Jonathan Raymond, investment manager at Quilter Cheviot, said: “The UK stock market has quietly delivered a solid performance this year, supported by a combination of sector-specific strengths, attractive valuations, and renewed interest from international investors.
“The outperformance can be attributed to three key factors: cheap valuations that have encouraged foreign investment, a rise in defence spending that has boosted select companies, and a more balanced and defensive sector mix that has helped navigate a volatile backdrop.”
He flagged that a key driver has been the relatively large exposure to defence and industrial stocks, such as BAE Systems and Rolls-Royce, which have benefited from a broad increase in defence spending across Europe.
Investors are also keen to move away from the US stock market following Donald Trump’s controversial introduction of global tariffs.
Alex Wright, fund manager at Fidelity Special Situations, said: “If we rewind back to the end of last year, the market consensus overwhelmingly expected US dominance to persist, yet the exact opposite has occurred.”
Mr Coatsworth added: “The FTSE 100 is full of the type of stocks that appeal to investors when there is uncertainty in the world. Investors seek companies with defensive qualities and the UK market has them in spades.
“Industries including tobacco, utilities and telecoms typically have steady earnings. They provide services which consumers and businesses need, and certain companies fall under the category of non-discretionary spending. We all have to pay energy and phone bills every month.”
What people invest in
For those who are keen to get started investing – or are looking to move their money – it can be difficult to know where to turn.
People typically invest in shares or funds. Shares are when you buy a stake in a company which are traded throughout the day on the stock exchange.
Meanwhile, funds – which are a collective investment – means your money is invested with other peoples. This is used to buy a mix of different assets.
Some may look to invest in ETFs – ‘exchange traded funds’ – which are a collective investment fund that’s traded on a stock exchange, in a similar way to an individual company’s shares.

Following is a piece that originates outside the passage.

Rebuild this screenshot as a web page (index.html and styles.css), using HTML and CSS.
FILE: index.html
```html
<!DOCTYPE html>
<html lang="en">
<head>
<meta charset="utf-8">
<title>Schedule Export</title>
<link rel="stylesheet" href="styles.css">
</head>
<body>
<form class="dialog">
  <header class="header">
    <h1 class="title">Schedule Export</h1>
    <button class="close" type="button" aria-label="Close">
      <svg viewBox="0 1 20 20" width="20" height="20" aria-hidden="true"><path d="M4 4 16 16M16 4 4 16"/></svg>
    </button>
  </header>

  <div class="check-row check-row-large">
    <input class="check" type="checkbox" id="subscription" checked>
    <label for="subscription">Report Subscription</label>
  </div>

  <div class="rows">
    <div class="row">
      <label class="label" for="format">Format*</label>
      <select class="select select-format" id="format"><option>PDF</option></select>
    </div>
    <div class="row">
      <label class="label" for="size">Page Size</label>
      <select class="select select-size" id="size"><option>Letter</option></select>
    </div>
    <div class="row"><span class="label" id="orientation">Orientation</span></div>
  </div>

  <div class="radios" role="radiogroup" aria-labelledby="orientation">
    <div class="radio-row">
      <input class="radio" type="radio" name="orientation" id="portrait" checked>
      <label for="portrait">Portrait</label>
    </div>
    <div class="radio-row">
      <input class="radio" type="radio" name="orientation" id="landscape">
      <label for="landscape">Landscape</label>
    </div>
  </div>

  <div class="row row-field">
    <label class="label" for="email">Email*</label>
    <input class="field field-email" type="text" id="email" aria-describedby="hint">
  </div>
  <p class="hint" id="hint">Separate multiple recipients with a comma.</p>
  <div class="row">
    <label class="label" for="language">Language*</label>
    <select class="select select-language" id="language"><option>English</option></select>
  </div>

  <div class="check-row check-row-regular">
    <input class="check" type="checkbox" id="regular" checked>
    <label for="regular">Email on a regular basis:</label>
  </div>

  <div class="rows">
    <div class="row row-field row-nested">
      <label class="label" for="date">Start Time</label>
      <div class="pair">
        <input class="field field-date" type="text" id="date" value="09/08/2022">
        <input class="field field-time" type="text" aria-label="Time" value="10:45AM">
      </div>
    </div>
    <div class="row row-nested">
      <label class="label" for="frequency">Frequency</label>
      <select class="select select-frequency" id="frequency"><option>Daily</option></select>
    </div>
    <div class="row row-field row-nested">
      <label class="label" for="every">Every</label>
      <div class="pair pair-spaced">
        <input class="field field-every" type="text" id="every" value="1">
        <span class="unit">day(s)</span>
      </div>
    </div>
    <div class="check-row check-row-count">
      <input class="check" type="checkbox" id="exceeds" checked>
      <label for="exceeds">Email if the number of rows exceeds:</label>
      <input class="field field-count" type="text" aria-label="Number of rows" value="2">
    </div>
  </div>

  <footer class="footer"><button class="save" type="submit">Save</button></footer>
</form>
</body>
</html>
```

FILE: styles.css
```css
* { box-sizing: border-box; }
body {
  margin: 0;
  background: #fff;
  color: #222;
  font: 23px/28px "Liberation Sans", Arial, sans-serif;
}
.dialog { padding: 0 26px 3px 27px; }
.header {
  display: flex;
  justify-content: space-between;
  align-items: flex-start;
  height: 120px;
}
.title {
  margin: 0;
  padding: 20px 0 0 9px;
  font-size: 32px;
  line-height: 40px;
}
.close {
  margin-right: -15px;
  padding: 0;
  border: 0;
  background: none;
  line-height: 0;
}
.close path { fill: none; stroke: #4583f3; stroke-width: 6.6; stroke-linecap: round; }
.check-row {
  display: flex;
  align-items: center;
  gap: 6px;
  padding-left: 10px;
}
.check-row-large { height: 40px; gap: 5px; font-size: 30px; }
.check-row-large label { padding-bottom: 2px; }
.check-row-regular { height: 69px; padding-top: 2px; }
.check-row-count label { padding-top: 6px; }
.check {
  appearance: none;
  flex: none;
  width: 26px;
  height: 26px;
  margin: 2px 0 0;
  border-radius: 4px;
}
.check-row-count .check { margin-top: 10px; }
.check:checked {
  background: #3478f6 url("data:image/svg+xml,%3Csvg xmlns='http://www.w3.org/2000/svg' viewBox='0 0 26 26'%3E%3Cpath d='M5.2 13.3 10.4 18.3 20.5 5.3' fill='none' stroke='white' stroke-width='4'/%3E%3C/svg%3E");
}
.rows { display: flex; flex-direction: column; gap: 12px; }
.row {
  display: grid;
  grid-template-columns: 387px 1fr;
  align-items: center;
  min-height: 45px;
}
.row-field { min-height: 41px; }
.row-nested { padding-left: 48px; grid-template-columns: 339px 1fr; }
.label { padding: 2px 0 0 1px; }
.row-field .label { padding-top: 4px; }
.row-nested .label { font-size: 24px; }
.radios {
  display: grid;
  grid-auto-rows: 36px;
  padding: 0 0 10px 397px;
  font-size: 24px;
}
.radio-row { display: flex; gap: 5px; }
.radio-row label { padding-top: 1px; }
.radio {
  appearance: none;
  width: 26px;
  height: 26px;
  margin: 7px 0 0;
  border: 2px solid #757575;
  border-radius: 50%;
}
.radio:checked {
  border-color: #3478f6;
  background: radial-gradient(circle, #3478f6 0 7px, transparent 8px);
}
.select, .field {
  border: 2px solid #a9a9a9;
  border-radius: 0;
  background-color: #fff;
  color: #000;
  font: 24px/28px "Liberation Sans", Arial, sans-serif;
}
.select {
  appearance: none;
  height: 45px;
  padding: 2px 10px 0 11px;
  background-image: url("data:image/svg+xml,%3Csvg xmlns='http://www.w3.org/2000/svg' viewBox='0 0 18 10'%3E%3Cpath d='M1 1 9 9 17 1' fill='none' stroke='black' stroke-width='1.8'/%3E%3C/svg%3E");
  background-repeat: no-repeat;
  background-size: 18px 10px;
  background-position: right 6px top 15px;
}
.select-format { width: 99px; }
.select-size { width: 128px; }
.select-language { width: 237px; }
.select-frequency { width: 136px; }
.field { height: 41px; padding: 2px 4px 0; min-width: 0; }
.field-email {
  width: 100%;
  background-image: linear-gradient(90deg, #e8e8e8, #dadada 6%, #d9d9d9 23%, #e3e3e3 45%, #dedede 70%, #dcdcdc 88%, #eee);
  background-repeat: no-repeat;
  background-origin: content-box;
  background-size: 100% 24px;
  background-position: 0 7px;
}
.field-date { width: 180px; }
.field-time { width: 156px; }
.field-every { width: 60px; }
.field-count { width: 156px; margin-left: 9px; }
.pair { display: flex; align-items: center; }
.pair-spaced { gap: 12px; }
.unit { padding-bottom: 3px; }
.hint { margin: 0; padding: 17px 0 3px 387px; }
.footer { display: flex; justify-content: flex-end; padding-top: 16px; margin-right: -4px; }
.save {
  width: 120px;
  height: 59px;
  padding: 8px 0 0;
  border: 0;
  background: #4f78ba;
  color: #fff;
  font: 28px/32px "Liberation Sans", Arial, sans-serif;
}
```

If an investor bought shares of a FTSE 100 ETF, they would own shares of the fund, but would not have had to buy shares in all 100 companies that make up the FTSE.
Other options are bonds and gilts – which are a way for companies or governments to raise money which is done by borrowing money from investors. When you invest in these, you’re lending money to a company or government which in return provides a fixed rate of interest.

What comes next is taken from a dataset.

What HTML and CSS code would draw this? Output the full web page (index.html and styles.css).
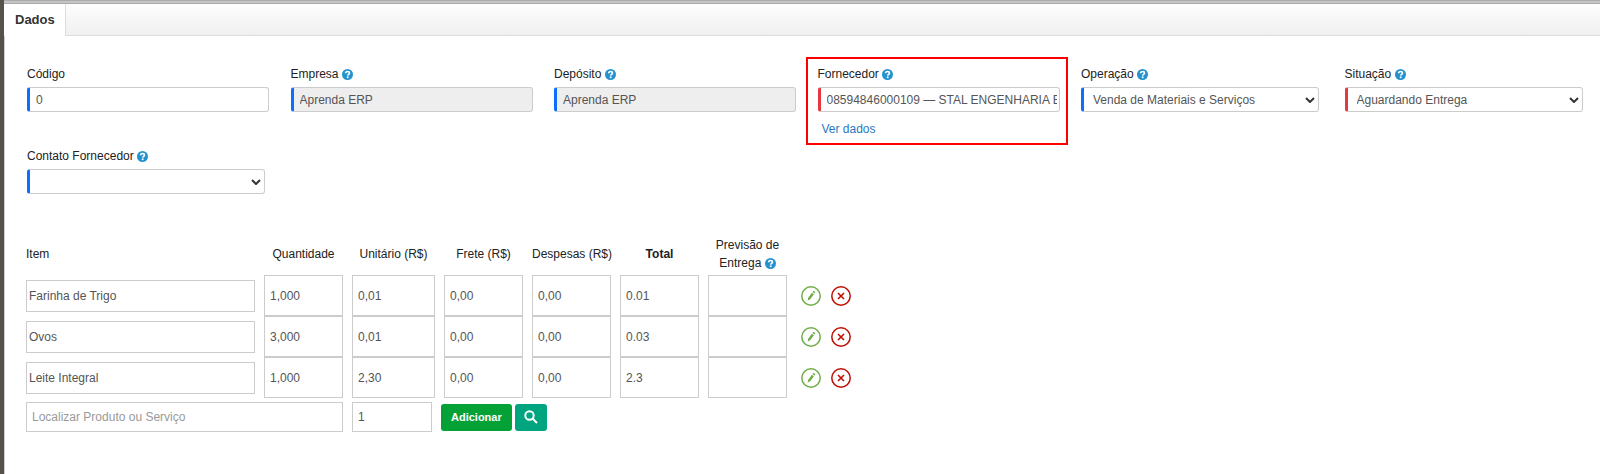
FILE: index.html
```html
<!DOCTYPE html>
<html lang="pt-BR">
<head>
    <meta charset="UTF-8">
    <meta name="viewport" content="width=device-width, initial-scale=1.0">
    <title>Pedido de Compra</title>
    <link rel="stylesheet" href="styles.css">
</head>
<body>

    <!-- icons shared by the form and the item table -->
    <svg class="sprite" aria-hidden="true">
        <symbol id="icon-help" viewBox="0 0 16 16">
            <circle cx="8" cy="8" r="8" fill="#2492cf"/>
            <path d="M5.3 6.3C5.3 4.6 6.5 3.7 8.1 3.7s2.7.9 2.7 2.3c0 1.9-2.4 1.9-2.5 3.700" fill="none" stroke="#fff" stroke-width="2.400"/>
            <rect x="7" y="10.800" width="2.500" height="2.500" fill="#fff"/>
        </symbol>
        <symbol id="icon-edit" viewBox="0 0 20 20">
            <circle cx="10" cy="10" r="9.200" fill="none" stroke="#70ad47" stroke-width="1.500"/>
            <path d="M6.700 14.600l.5-2.800 3.700-5 2 1.500-3.700 5zM11.500 6l.9-1.200 2 1.500-.9 1.200z" fill="#70ad47"/>
        </symbol>
        <symbol id="icon-remove" viewBox="0 0 20 20">
            <circle cx="10" cy="10" r="9.200" fill="none" stroke="#c00d00" stroke-width="1.500"/>
            <path d="M7 7l6 6M13 7l-6 6" fill="none" stroke="#c00d00" stroke-width="1.600"/>
        </symbol>
    </svg>

    <nav class="tabs">
        <a class="tab" href="#dados">Dados</a>
    </nav>

    <form class="panel" id="dados">
        <div class="fields">
            <div class="field">
                <label for="codigo">Código</label>
                <input class="control" type="text" id="codigo" value="0">
            </div>
            <div class="field">
                <label for="empresa">Empresa <svg class="help"><use href="#icon-help"/></svg></label>
                <input class="control" type="text" id="empresa" value="Aprenda ERP" readonly>
            </div>
            <div class="field">
                <label for="deposito">Depósito <svg class="help"><use href="#icon-help"/></svg></label>
                <input class="control" type="text" id="deposito" value="Aprenda ERP" readonly>
            </div>
            <div class="field highlight">
                <label for="fornecedor">Fornecedor <svg class="help"><use href="#icon-help"/></svg></label>
                <input class="control required" type="text" id="fornecedor" value="08594846000109 — STAL ENGENHARIA E">
                <a class="details" href="#fornecedor">Ver dados</a>
            </div>
            <div class="field">
                <label for="operacao">Operação <svg class="help"><use href="#icon-help"/></svg></label>
                <div class="select">
                    <select class="control" id="operacao"><option>Venda de Materiais e Serviços</option></select>
                    <svg class="chevron" viewBox="0 0 10 6"><path d="M1 1l4 4 4-4"/></svg>
                </div>
            </div>
            <div class="field">
                <label for="situacao">Situação <svg class="help"><use href="#icon-help"/></svg></label>
                <div class="select">
                    <select class="control required" id="situacao"><option>Aguardando Entrega</option></select>
                    <svg class="chevron" viewBox="0 0 10 6"><path d="M1 1l4 4 4-4"/></svg>
                </div>
            </div>
            <div class="field">
                <label for="contato">Contato Fornecedor <svg class="help"><use href="#icon-help"/></svg></label>
                <div class="select">
                    <select class="control" id="contato"><option></option></select>
                    <svg class="chevron" viewBox="0 0 10 6"><path d="M1 1l4 4 4-4"/></svg>
                </div>
            </div>
        </div>

        <table class="items">
            <colgroup>
                <col class="col-item">
                <col class="col-value">
                <col class="col-price">
                <col class="col-value">
                <col class="col-value">
                <col class="col-value">
                <col class="col-value">
                <col class="col-actions">
            </colgroup>
            <thead>
                <tr>
                    <th class="left">Item</th>
                    <th>Quantidade</th>
                    <th>Unitário (R$)</th>
                    <th>Frete (R$)</th>
                    <th>Despesas (R$)</th>
                    <th class="total">Total</th>
                    <th>Previsão de<br>Entrega <svg class="help"><use href="#icon-help"/></svg></th>
                    <td></td>
                </tr>
            </thead>
            <tbody>
                <tr>
                    <td><input class="name" type="text" value="Farinha de Trigo" aria-label="Item"></td>
                    <td><input type="text" value="1,000" aria-label="Quantidade"></td>
                    <td><input type="text" value="0,01" aria-label="Unitário"></td>
                    <td><input type="text" value="0,00" aria-label="Frete"></td>
                    <td><input type="text" value="0,00" aria-label="Despesas"></td>
                    <td><input type="text" value="0.01" aria-label="Total"></td>
                    <td><input type="text" value="" aria-label="Previsão de Entrega"></td>
                    <td>
                        <div class="actions">
                            <button type="button" aria-label="Editar"><svg><use href="#icon-edit"/></svg></button>
                            <button type="button" aria-label="Remover"><svg><use href="#icon-remove"/></svg></button>
                        </div>
                    </td>
                </tr>
                <tr>
                    <td><input class="name" type="text" value="Ovos" aria-label="Item"></td>
                    <td><input type="text" value="3,000" aria-label="Quantidade"></td>
                    <td><input type="text" value="0,01" aria-label="Unitário"></td>
                    <td><input type="text" value="0,00" aria-label="Frete"></td>
                    <td><input type="text" value="0,00" aria-label="Despesas"></td>
                    <td><input type="text" value="0.03" aria-label="Total"></td>
                    <td><input type="text" value="" aria-label="Previsão de Entrega"></td>
                    <td>
                        <div class="actions">
                            <button type="button" aria-label="Editar"><svg><use href="#icon-edit"/></svg></button>
                            <button type="button" aria-label="Remover"><svg><use href="#icon-remove"/></svg></button>
                        </div>
                    </td>
                </tr>
                <tr>
                    <td><input class="name" type="text" value="Leite Integral" aria-label="Item"></td>
                    <td><input type="text" value="1,000" aria-label="Quantidade"></td>
                    <td><input type="text" value="2,30" aria-label="Unitário"></td>
                    <td><input type="text" value="0,00" aria-label="Frete"></td>
                    <td><input type="text" value="0,00" aria-label="Despesas"></td>
                    <td><input type="text" value="2.3" aria-label="Total"></td>
                    <td><input type="text" value="" aria-label="Previsão de Entrega"></td>
                    <td>
                        <div class="actions">
                            <button type="button" aria-label="Editar"><svg><use href="#icon-edit"/></svg></button>
                            <button type="button" aria-label="Remover"><svg><use href="#icon-remove"/></svg></button>
                        </div>
                    </td>
                </tr>
            </tbody>
        </table>

        <div class="add-row">
            <input class="search" type="text" placeholder="Localizar Produto ou Serviço" aria-label="Localizar Produto ou Serviço">
            <input class="amount" type="text" value="1" aria-label="Quantidade">
            <div class="buttons">
                <button class="btn add" type="button">Adicionar</button>
                <button class="btn find" type="button" aria-label="Pesquisar">
                    <svg viewBox="0 0 14 14"><circle cx="5.500" cy="5.500" r="4.200"/><path d="M8.500 8.500l4.500 4.500"/></svg>
                </button>
            </div>
        </div>
    </form>

</body>
</html>
```

FILE: styles.css
```css
* {
    box-sizing: border-box;
}
body {
    display: flex;
    flex-direction: column;
    margin: 0;
    min-height: 100vh;
    border-left: 4px solid #55524a;
    background: #fff;
    font-family: "Liberation Sans", Arial, sans-serif;
    font-size: 12px;
    color: #222;
}
input, select, button {
    font: inherit;
    margin: 0;
}
.sprite {
    position: absolute;
    width: 0;
    height: 0;
}

/* tabs */
.tabs {
    display: flex;
    height: 36px;
    border-top: 4px double #aaa;
    border-bottom: 1px solid #ddd;
    background: linear-gradient(#fdfdfd, #f0f0f0) padding-box, #c4c4c4;
}
.tab {
    height: 32px;
    padding: 0 10px 0 11px;
    border-right: 1px solid #ddd;
    background: #fff;
    color: #333;
    font-size: 13px;
    font-weight: bold;
    line-height: 32px;
    text-decoration: none;
}

/* form */
.panel {
    flex: 1;
    padding: 28px 13px 0 21px;
    border-left: 1px solid #ccc;
}
.fields {
    display: grid;
    grid-template-columns: repeat(6, 1fr);
    column-gap: 21px;
    padding-left: 1px;
}
.field {
    position: relative;
    display: flex;
    flex-direction: column;
    align-items: flex-start;
}
.field label {
    height: 23px;
    line-height: 20px;
}
.help {
    width: 11px;
    height: 11px;
    vertical-align: -2px;
}
.control {
    width: 100%;
    height: 25px;
    padding: 0 2px 0 6px;
    border: 1px solid #ccc;
    border-left: 3px solid #0d6efd;
    border-radius: 3px;
    background: #fff;
    color: #555;
}
.control[readonly] {
    background: #eee;
}
.control.required {
    border-left-color: #e5383f;
}
.field input.control {
    max-width: 242px;
}
.select {
    position: relative;
    width: 100%;
    max-width: 238px;
}
.select .control {
    display: block;
    padding: 0 9px;
    appearance: none;
}
.chevron {
    position: absolute;
    top: 10px;
    right: 4px;
    width: 10px;
    height: 6px;
    fill: none;
    stroke: #333;
    stroke-width: 2;
    pointer-events: none;
}
.details {
    padding-left: 4px;
    color: #2a77bf;
    line-height: 34px;
    text-decoration: none;
}
.highlight::after {
    content: "";
    position: absolute;
    inset: -7px -8px 1px -12px;
    border: 2px solid #f00;
    pointer-events: none;
}

/* items */
.items {
    width: 834px;
    margin-top: 42px;
    border-spacing: 0;
    table-layout: fixed;
}
.col-item {
    width: 238px;
}
.col-value {
    width: 88px;
}
.col-price {
    width: 92px;
}
.items th {
    height: 39px;
    padding: 0 9px 3px 0;
    font-weight: normal;
    line-height: 18px;
    white-space: nowrap;
}
.items .left {
    text-align: left;
}
.items .total {
    font-weight: bold;
}
.items td {
    padding: 0 9px 0 0;
}
.items input, .add-row input {
    display: block;
    width: 100%;
    height: 41px;
    padding: 0 5px;
    border: 1px solid #ccc;
    color: #555;
}
.items .name {
    height: 32px;
    padding: 0 2px;
}
.actions {
    display: flex;
    gap: 10px;
    padding-left: 5px;
}
.actions button {
    width: 20px;
    height: 20px;
    padding: 0;
    border: 0;
    background: none;
}
.actions svg {
    display: block;
    width: 20px;
    height: 20px;
}
.add-row {
    display: flex;
    align-items: center;
    gap: 9px;
    margin-top: 4px;
}
.add-row input {
    height: 30px;
}
.add-row .search {
    width: 317px;
}
.add-row .amount {
    width: 80px;
}
.search::placeholder {
    color: #999;
}
.buttons {
    display: flex;
    gap: 3px;
}
.btn {
    height: 27px;
    padding: 0 10px;
    border: 0;
    border-radius: 3px;
    color: #fff;
    font-size: 11px;
    font-weight: bold;
}
.add {
    background: #04a137;
}
.find {
    padding: 0 9px;
    background: #00a580;
}
.find svg {
    display: block;
    width: 14px;
    height: 14px;
    fill: none;
    stroke: #fff;
    stroke-width: 2;
}
```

They have lower risk, but also a lower growth potential.
Meanwhile, an investment trust is a company that raises money through selling shares to investors and then pool the money to purchase and sell a range of investments.
Jemma Slingo, investment and pensions specialist, Fidelity International, said: “For first-time investors, the key is to start with a diversified fund, keep costs low where possible, and take a long-term view. The FTSE 100’s resilience this year shows that even in uncertain times, diversification across sectors and geographies can pay off.”
What first-time investors need to watch out for
There are certain things to watch out for if you are a first time investor.
One is looking out for fees. The main two ways to invest – whether via a stocks and shares ISA or a more general investment account – are via a managed fund, or a DIY account.
With a managed fund you will pay someone to manage your money, and where it is invested, for you. With a DIY account, you will pick the individual investments or choose from several pre-made ‘funds’, which contain a selection box of investments.
Whichever you choose though, experts say you need to pay attention to the fees you will be charged. These fees can be for individual trades – buying and selling investments – having an account, or for the management of your funds.
Another is to spread out your investments. This can help protect against market volatility.
Alan Barral, financial planner at Quilter Cheviot, said: “Too many DIY investors stick with a few familiar shares, but that creates unnecessary risk. A well-diversified portfolio spreads exposure across different companies and sectors and helps reduce the impact of any single investment going wrong.”
A common mistake first-time investors also make is chasing stocks that have done well before.
Mr Raymond said: “For first-time investors, the core message remains unchanged. It is important to focus on building a globally diversified portfolio across sectors and regions, and to avoid overconcentration in any single area.”